Mitgefühl ist Teil der Traumabindung toxischer Beziehungen
Unangemessenes oder übertriebenes Mitgefühl ist eine Traumareaktion. Kinder brauchen Bindung, um zu überleben, und sie müssen glauben, dass Mutter oder Vater doch gut sind. Nur so können sie in dysfunktionalen Familien überleben. Mitgefühl ist also eine sinnvolle Überlebensstrategie. Das Problem: Es setzt sich später fort mit dem toxischen Partner, dem toxischen Chef etc.
Mitgefühl ist ein bewusster Vorgang. Davon zu unterscheiden ist das „Fawning“*. Fawning ist eine automatische, d.h. unbewusste Traumareaktion. Menschen unterwerfen sich, um Sicherheit zu finden und die Bindung aufrechtzuerhalten. Sie sind dabei leicht dissoziiert. Oft wundern sie sich später über ihr unterwürfiges Verhalten (vgl. Dr. Ramani).
Je sicherer die Beziehung ist, desto weniger wird diese erlernte Traumareaktion ausgelöst.
Mitgefühl hingegen ist eine bewusste und aktive Reaktion, die auf höheren kognitiven Prozessen beruht.

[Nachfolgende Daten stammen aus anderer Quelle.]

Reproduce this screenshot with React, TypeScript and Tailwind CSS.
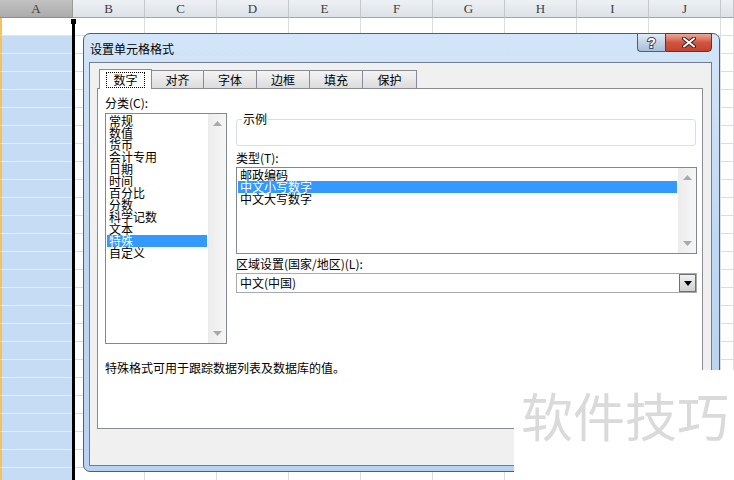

Mitgefühl lässt Menschen in toxischen Beziehungen seelisch ausbluten. Denn sie bekommen von ihrem narzisstischen Partner nichts zurück.
Für hochsensible Menschen (ca. 20% der Bevölkerung und gleich verteilt zwischen den Geschlechtern) sind toxische Beziehungen daher eine Katastrophe (vgl. Dr. Ramani). Vielleicht haben diese Menschen mehr Spiegelneuronen, jedenfalls springt ihr Mitgefühl extrem leicht an. Sie müssen sich also regelrecht davor schützen.
Take Home Message: Mitgefühl für Narzissten, die dir schreckliche Dinge angetan haben (z.B. Eltern, die dir deine Kindheit geraubt haben, Partner, die dein Leben zerstört haben) schadet dir, lässt dich seelisch ausbluten und hält dich im toxischen Nebel.
*Fight, Flight, Freeze, and Fawn sind automatische Reaktionen des sympathischen Nervensystems auf extreme Gefahr. Bei traumatisierten Menschen werden diese Reaktionen durch sogenannte Trigger ausgelöst.
Hinweis: Narzissmus bezieht sich hier ausdrücklich nicht auf eine psychiatrische Diagnose bzw. Persönlichkeitsstörung, sondern auf Narzissmus als Persönlichkeitsstil.